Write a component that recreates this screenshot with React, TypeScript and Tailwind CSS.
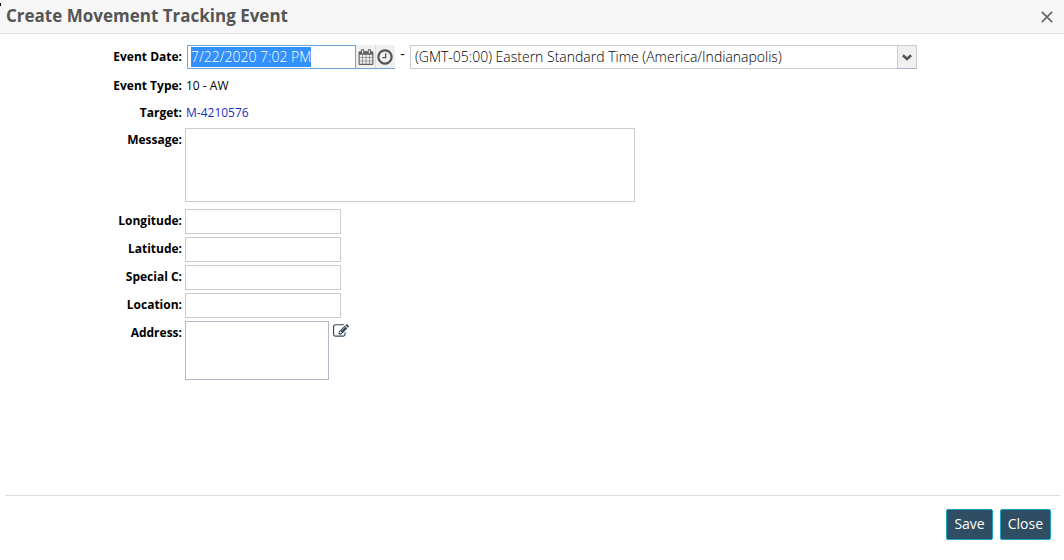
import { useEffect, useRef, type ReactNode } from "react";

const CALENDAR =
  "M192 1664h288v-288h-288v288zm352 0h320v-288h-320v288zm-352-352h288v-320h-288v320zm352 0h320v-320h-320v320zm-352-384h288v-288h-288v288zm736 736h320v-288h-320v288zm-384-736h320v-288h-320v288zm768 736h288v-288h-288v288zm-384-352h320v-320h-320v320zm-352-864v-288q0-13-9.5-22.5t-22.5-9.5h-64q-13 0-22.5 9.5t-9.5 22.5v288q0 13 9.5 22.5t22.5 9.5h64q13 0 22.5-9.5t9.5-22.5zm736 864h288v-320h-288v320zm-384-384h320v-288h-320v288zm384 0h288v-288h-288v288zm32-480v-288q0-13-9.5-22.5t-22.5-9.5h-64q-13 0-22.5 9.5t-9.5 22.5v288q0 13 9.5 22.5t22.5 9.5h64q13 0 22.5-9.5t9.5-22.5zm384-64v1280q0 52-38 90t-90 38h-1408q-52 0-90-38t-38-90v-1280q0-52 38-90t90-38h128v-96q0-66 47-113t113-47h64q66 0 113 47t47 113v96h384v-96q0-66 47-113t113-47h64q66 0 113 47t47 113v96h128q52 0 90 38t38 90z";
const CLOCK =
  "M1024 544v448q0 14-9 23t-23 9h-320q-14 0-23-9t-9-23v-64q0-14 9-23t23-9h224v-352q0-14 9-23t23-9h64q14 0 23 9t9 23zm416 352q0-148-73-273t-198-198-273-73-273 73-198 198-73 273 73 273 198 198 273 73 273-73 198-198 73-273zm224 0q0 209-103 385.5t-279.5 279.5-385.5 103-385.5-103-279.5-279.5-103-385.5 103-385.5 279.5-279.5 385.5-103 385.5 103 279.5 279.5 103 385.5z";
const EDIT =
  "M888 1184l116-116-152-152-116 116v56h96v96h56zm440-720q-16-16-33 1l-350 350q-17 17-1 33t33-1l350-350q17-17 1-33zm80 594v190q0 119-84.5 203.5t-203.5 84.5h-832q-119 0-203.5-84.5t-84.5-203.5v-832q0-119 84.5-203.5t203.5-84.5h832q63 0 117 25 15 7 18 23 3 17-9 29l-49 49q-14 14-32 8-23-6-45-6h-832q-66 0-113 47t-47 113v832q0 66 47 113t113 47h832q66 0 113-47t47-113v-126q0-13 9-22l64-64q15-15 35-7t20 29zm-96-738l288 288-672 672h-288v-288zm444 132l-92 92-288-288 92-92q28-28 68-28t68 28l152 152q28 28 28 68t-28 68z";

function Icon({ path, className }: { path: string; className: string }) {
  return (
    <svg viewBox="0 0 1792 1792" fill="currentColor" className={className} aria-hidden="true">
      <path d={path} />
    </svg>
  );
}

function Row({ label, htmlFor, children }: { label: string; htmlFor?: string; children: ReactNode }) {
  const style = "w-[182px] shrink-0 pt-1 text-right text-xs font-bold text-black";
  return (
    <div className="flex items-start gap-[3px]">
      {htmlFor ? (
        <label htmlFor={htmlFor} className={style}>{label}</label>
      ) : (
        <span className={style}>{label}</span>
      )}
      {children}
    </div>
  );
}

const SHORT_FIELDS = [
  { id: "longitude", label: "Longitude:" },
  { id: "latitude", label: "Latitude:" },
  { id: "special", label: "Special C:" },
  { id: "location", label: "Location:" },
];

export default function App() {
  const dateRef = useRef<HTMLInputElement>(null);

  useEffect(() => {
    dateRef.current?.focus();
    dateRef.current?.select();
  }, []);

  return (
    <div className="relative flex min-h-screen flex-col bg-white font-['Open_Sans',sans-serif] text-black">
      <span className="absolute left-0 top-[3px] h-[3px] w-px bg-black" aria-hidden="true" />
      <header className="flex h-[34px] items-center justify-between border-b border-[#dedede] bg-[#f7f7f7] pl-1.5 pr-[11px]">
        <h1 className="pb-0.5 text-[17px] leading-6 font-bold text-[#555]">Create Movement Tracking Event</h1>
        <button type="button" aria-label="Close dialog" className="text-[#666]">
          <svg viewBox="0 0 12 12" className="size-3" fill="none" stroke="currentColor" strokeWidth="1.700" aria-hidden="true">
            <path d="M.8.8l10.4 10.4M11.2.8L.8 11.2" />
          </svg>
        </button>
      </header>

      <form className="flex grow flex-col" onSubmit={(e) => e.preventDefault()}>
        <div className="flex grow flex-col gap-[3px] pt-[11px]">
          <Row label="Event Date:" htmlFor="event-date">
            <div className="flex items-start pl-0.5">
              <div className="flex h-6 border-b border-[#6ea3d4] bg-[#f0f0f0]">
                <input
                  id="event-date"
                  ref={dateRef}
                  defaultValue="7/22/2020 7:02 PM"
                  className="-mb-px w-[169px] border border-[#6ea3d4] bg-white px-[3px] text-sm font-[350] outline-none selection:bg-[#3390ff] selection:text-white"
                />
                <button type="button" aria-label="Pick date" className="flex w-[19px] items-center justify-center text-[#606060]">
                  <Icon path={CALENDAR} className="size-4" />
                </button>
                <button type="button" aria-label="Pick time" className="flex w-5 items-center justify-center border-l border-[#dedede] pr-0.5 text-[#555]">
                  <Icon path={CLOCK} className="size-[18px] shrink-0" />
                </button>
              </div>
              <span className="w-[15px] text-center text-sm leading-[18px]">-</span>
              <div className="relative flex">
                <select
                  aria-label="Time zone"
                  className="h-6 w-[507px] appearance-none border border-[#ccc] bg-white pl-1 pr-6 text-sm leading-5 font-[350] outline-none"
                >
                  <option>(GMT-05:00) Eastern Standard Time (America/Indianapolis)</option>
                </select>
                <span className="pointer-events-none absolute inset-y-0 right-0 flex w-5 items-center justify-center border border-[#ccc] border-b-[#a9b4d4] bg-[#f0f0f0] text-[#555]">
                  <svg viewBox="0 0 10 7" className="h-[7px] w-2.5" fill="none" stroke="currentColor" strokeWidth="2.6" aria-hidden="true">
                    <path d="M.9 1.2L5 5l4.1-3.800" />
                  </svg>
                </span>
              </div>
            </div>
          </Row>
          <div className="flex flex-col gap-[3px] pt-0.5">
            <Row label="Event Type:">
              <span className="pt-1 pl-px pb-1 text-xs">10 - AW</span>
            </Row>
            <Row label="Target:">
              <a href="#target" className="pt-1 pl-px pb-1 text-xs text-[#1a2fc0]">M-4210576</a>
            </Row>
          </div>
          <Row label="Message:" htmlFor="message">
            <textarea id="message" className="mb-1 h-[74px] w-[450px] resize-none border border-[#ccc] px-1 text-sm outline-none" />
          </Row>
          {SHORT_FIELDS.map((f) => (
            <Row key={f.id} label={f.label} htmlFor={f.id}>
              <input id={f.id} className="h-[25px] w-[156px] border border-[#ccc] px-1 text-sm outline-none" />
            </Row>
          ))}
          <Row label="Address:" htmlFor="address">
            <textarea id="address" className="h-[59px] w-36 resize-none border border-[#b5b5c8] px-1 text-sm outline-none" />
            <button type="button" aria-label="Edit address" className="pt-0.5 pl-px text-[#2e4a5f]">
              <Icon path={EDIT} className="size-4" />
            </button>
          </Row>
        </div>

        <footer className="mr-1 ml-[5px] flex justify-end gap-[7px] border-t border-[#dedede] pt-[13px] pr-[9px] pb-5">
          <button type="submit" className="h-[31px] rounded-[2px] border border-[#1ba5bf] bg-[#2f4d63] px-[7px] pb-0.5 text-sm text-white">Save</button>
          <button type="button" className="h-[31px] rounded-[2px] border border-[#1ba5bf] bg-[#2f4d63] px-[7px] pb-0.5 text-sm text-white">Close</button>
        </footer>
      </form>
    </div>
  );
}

..........

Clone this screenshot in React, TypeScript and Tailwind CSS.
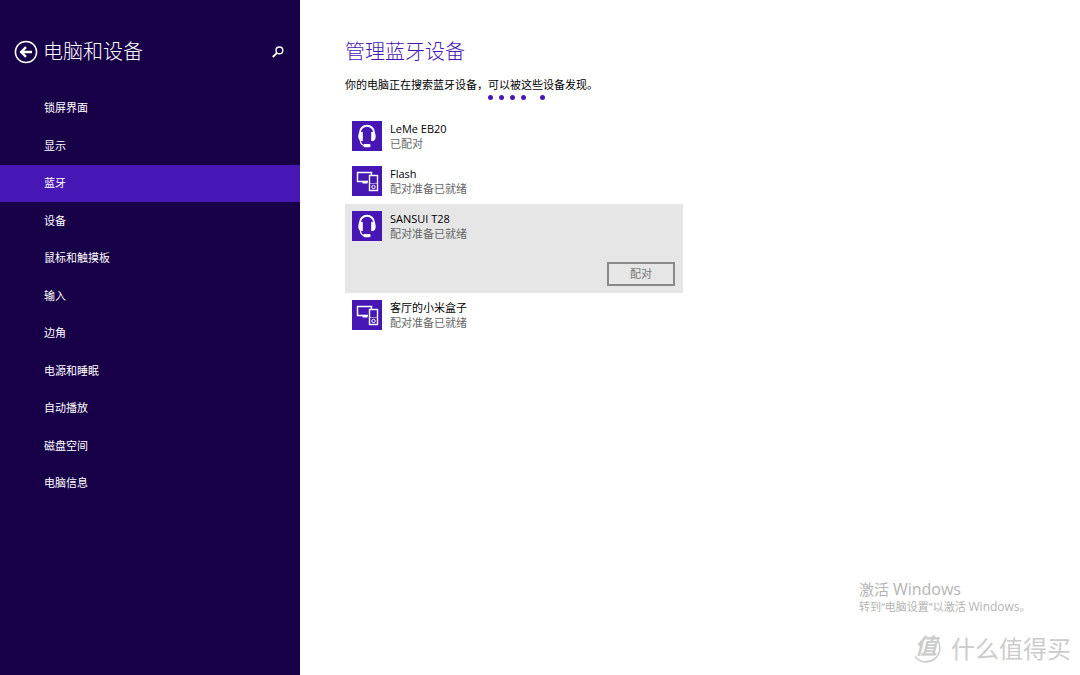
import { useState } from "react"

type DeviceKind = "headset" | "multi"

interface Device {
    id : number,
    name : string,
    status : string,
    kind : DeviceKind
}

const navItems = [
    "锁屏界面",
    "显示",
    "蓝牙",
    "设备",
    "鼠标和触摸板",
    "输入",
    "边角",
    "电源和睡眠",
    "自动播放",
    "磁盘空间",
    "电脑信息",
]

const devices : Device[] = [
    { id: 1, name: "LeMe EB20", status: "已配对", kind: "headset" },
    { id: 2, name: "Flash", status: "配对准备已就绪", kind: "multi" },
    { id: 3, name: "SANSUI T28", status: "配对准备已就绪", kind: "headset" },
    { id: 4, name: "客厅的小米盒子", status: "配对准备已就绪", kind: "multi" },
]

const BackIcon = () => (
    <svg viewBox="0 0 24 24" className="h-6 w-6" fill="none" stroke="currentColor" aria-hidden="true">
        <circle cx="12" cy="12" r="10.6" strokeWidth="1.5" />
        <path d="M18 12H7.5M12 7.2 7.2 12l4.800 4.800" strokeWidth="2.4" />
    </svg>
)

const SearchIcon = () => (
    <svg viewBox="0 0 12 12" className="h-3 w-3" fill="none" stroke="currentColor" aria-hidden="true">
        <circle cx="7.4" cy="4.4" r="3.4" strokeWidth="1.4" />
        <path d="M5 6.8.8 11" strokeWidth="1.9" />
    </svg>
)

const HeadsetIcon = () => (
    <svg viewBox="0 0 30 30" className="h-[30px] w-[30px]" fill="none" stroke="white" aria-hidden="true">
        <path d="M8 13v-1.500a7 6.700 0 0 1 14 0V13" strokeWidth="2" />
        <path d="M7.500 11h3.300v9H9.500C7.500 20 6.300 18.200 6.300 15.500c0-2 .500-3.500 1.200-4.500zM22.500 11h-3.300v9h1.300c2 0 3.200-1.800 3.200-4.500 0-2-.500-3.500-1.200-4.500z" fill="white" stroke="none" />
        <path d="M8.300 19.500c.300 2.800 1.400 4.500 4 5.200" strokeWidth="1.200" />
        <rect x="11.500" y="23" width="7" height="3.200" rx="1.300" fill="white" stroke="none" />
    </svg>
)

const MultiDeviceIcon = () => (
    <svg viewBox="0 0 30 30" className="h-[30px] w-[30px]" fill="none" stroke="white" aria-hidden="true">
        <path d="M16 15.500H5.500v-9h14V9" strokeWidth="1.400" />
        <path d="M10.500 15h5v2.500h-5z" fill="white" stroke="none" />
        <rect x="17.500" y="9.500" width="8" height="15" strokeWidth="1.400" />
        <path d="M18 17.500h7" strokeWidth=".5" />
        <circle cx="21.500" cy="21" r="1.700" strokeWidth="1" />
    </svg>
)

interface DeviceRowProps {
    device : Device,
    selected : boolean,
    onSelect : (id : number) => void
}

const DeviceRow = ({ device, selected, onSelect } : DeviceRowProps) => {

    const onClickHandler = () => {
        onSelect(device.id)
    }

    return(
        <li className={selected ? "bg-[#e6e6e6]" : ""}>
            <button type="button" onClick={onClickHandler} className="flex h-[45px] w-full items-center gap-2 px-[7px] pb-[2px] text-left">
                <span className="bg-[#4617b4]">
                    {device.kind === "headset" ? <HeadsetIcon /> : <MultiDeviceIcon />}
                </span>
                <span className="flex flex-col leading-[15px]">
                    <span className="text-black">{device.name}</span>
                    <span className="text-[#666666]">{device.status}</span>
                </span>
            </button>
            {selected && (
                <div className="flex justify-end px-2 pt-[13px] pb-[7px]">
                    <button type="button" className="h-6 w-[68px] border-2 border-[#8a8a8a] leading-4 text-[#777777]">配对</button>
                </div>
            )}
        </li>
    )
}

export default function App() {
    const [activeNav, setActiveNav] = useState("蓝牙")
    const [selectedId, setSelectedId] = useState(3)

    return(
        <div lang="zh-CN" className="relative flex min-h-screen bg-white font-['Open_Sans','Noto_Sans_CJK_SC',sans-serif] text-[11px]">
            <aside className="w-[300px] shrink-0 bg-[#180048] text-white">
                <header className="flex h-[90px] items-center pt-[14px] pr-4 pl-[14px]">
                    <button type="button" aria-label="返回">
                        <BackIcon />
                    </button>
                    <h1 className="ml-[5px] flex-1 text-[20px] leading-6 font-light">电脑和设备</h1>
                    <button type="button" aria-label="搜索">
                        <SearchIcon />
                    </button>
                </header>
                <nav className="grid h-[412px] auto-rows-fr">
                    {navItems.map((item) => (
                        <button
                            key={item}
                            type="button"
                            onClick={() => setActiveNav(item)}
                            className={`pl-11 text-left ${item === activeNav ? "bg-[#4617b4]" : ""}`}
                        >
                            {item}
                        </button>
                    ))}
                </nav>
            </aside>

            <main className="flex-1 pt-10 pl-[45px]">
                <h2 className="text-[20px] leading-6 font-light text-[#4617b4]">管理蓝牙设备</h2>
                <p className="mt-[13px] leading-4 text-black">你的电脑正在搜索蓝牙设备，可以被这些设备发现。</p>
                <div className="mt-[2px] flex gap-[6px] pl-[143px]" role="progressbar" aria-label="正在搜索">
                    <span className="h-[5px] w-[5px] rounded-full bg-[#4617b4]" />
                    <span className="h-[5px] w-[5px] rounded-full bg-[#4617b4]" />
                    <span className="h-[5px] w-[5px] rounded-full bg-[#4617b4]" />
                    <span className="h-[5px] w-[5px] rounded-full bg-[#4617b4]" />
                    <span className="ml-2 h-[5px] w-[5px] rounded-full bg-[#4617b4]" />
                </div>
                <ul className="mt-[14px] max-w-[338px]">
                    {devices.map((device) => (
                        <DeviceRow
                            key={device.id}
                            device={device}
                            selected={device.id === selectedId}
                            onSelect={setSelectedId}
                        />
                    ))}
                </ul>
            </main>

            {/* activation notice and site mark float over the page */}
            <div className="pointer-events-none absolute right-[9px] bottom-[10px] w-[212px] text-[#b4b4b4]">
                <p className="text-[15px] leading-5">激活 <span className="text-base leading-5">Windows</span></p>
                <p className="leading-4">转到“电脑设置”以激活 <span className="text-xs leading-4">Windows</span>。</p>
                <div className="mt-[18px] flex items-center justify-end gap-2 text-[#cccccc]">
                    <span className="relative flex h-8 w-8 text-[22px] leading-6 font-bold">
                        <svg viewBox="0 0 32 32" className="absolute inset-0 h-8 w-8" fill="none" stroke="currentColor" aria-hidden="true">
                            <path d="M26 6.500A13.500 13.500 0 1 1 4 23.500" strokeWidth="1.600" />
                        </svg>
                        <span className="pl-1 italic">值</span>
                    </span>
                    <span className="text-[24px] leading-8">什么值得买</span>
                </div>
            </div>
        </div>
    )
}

..........

Extract all lines that hold the word "TypeScript".

> REPLY TO THE EXERCISE:
Write a component that recreates this screenshot with React, TypeScript and Tailwind CSS.
Clone this screenshot in React, TypeScript and Tailwind CSS.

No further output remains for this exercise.